Best Database for openEHR

erik.sundvall · 30 December 2019 09:34

(Readers more interested in NoSQL openEHR storage solutions than “reading issues” can skip all the way to the bullet list of three papers near the end of this post.)

Hi Bert!

Did you actually read through our XML-related papers or just look at the graphs?

What would you say the papers conclude that you actually do not agree with? If you claim the publication to be a mistake rather than your possibly mistaken way of reading it, then you need to first read and then motivate your claims. Or just re-read and be happy and satisfied to find that they actually do not bash XML-databases in general.

Our first XML paper - the one you are likely referring to:

Performance of XML Databases for Epidemiological Queries in Archetype-Based EHRs http://www.ep.liu.se/ecp/070/009/ecp1270009.pdf
A reader that does not note that it is ad-hoc epidemiological population-wide querying we primarily explore will likely miss most points of the entire paper. (We follow through in later papers showing solutions for that use case, solutions that simultaneously cater for “normal” clinical one-patient-at-a-time EHR usage).
From abstract: “For individual focused clinical queries where patient ID was specified the response times were acceptable. This study suggests that the tested XML database configurations without further optimizations are not suitable as persistence mechanisms for openEHR-based systems in production if population-wide ad hoc querying is needed.” (Note the word “if” in the last sentence.)
The paper does not primarily attempt to compare openEHR XML DBs to the non-openEHR RDBMS in general. The paper primarily explores size and speed comparing different XML approaches. The RDBMS with real patient data is primarily a data source to generate large amounts of realistic/real test data. The measurements from the simpler RDBMS (also without query specialized indexing) is just a baseline. Quote from the paper “More information is also added to the openEHR data such as context, auditing, archetype ids an so on, which was not present in the anonymized SISCOLO [RDBMS] database. The size of the three sets of XML documents are respectively 556 MBytes, 2.8 GBytes and 23 GBytes. Therefore it is not a surprise that the sizes of the XML databases are much larger than the corresponding SQL database. However it is interesting to notice that the XML database systems differ greatly in the size of the generated databases with BaseX being the most space saving of all…”

That we said “nothing” about indexes is plain wrong. The paper says:

“No indexes besides those that are already built-in in the XML databases were created, because we were most interested in ad hoc queries for which it is not known in advance which indexes should be used, and which is a very common use case in health care research. Thus, in the XML databases, no assumptions were made about the kinds of query that would be made.”
"The way the openEHR archetypes are designed and the nature of data values that are stored in the database make the automatically generated indexes in the databases inefficient.
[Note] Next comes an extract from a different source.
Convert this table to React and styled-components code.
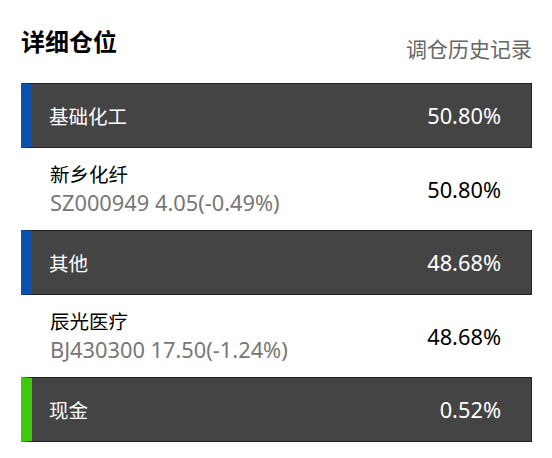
import React from "react";
import styled, { createGlobalStyle } from "styled-components";

const GlobalStyle = createGlobalStyle`
  body {
    margin: 0;
    background: #fff;
    font-family: "Noto Sans", "Noto Sans CJK SC", sans-serif;
  }
`;

const data = [
  {
    sector: "基础化工",
    percent: "50.80%",
    color: "#0a50ad",
    stocks: [{ name: "新乡化纤", info: "SZ000949 4.05(-0.49%)", percent: "50.80%" }],
  },
  {
    sector: "其他",
    percent: "48.68%",
    color: "#0a50ad",
    stocks: [{ name: "辰光医疗", info: "BJ430300 17.50(-1.24%)", percent: "48.68%" }],
  },
  { sector: "现金", percent: "0.52%", color: "#3fc80d", stocks: [] },
];

export default function App() {
  return (
    <>
      <GlobalStyle />
      <Page>
        <Header>
          <Title>详细仓位</Title>
          <HistoryLink>调仓历史记录</HistoryLink>
        </Header>
        <List>
          {data.map((group) => (
            <React.Fragment key={group.sector}>
              <SectorRow $color={group.color}>
                <SectorName>{group.sector}</SectorName>
                <Percent>{group.percent}</Percent>
              </SectorRow>
              {group.stocks.map((s) => (
                <StockRow key={s.name}>
                  <StockInfo>
                    <StockName>{s.name}</StockName>
                    <StockCode>{s.info}</StockCode>
                  </StockInfo>
                  <Percent>{s.percent}</Percent>
                </StockRow>
              ))}
            </React.Fragment>
          ))}
        </List>
      </Page>
    </>
  );
}

const Page = styled.div`
  width: 511px;
  padding-left: 21px;
`;

const Header = styled.div`
  display: flex;
  justify-content: space-between;
  align-items: flex-start;
  height: 83px;
`;

const Title = styled.h2`
  margin: 27px 0 0;
  font-size: 24px;
  font-weight: 700;
  color: #000;
  line-height: 30px;
`;

const HistoryLink = styled.span`
  margin: 36px 0 0;
  font-size: 21px;
  color: #666;
  line-height: 26px;
`;

const List = styled.div`
  display: flex;
  flex-direction: column;
`;

const SectorRow = styled.div`
  display: flex;
  justify-content: space-between;
  align-items: center;
  height: 65px;
  box-sizing: border-box;
  padding: 0 30px 0 17px;
  background: #444;
  border: 1px solid #222;
  border-left: 11px solid ${(p) => p.$color};
  color: #fff;
`;

const SectorName = styled.span`
  font-size: 19.5px;
`;

const Percent = styled.span`
  font-size: 21.8px;
`;

const StockRow = styled.div`
  display: flex;
  justify-content: space-between;
  align-items: center;
  height: 82px;
  box-sizing: border-box;
  padding: 0 31px 0 29px;
  color: #000;
`;

const StockInfo = styled.div`
  display: flex;
  flex-direction: column;
`;

const StockName = styled.span`
  font-size: 19.5px;
  line-height: 28px;
`;

const StockCode = styled.span`
  font-size: 21.8px;
  line-height: 28px;
  color: #777;
`;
The archetypes usually have many attributes with the same value, for instance almost all archetypes have an archetype node id equal to “at0001” and the database used in this study has mainly coded values with few options to choose from. This makes xml text and attribute indexes point to a huge number of entries in the database, leading to long inspection of documents in order to return the results. How to best handle querying of the relatively deep openEHR tree structures, often with repeated path segment identifiers, is an interesting topic for future research. "

A proper reading would come to the useful conclusion that BaseX was the most interesting of tested databases and that it works fine for many one-patient-at-a-time use cases, but slow for the tricky use cases of ad-hoc epidemiology queries.
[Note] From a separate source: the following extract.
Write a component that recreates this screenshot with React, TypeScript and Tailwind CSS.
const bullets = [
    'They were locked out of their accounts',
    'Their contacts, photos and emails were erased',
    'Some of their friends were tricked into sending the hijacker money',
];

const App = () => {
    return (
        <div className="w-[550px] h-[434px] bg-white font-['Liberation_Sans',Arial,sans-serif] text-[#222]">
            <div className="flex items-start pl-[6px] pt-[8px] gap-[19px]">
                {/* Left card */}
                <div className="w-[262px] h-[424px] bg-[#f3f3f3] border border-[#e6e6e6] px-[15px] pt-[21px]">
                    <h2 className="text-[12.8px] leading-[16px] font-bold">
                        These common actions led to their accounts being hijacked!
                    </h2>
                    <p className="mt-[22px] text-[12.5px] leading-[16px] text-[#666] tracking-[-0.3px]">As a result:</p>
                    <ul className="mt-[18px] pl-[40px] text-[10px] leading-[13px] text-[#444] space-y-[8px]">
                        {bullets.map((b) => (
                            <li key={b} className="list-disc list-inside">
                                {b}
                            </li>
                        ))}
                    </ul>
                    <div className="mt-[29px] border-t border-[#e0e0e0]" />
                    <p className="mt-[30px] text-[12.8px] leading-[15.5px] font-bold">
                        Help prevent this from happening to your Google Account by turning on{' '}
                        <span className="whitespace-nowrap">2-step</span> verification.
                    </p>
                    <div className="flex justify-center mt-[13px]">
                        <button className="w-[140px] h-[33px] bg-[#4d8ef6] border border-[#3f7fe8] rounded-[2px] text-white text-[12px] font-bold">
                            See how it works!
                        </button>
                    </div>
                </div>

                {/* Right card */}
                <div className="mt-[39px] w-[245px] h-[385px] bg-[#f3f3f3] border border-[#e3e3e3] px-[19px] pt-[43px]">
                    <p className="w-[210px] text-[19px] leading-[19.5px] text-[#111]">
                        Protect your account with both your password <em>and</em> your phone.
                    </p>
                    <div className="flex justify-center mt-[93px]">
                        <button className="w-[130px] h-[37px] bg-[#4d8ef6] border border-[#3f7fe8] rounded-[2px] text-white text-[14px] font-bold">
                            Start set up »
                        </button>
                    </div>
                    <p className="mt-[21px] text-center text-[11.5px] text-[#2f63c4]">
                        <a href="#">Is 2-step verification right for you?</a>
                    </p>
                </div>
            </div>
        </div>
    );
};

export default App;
Later XML and NoSQL-related papers:

Comparing the Performance of NoSQL Approaches for Managing Archetype-Based Electronic Health Record Data https://journals.plos.org/plosone/article?id=10.1371/journal.pone.0150069 (Here a NoSQL approach, Couchbase, including full openEHR datamodel content beats an RDBMS in many ad-hoc-population-query cases)
ORBDA: An open EHR benchmark dataset for performance assessment of electronic health record servers https://journals.plos.org/plosone/article?id=10.1371/journal.pone.0190028 (Here you get a huge dataset in openEHR-format to play with, and as a side finding a hint that ElasticSearch is Worth exploring further.)
Querying Archetype-Based Electronic Health Records Using Hadoop and Dewey Encoding of openEHR Models http://ebooks.iospress.nl/publication/46372 (How to optimize archetype aware indexing in systems based on relational algebra, for exampe RDBMs and Hadoop)

To avoid mistakes, please read the entire mentioned papers BEFORE possibly commenting or concluding things about them.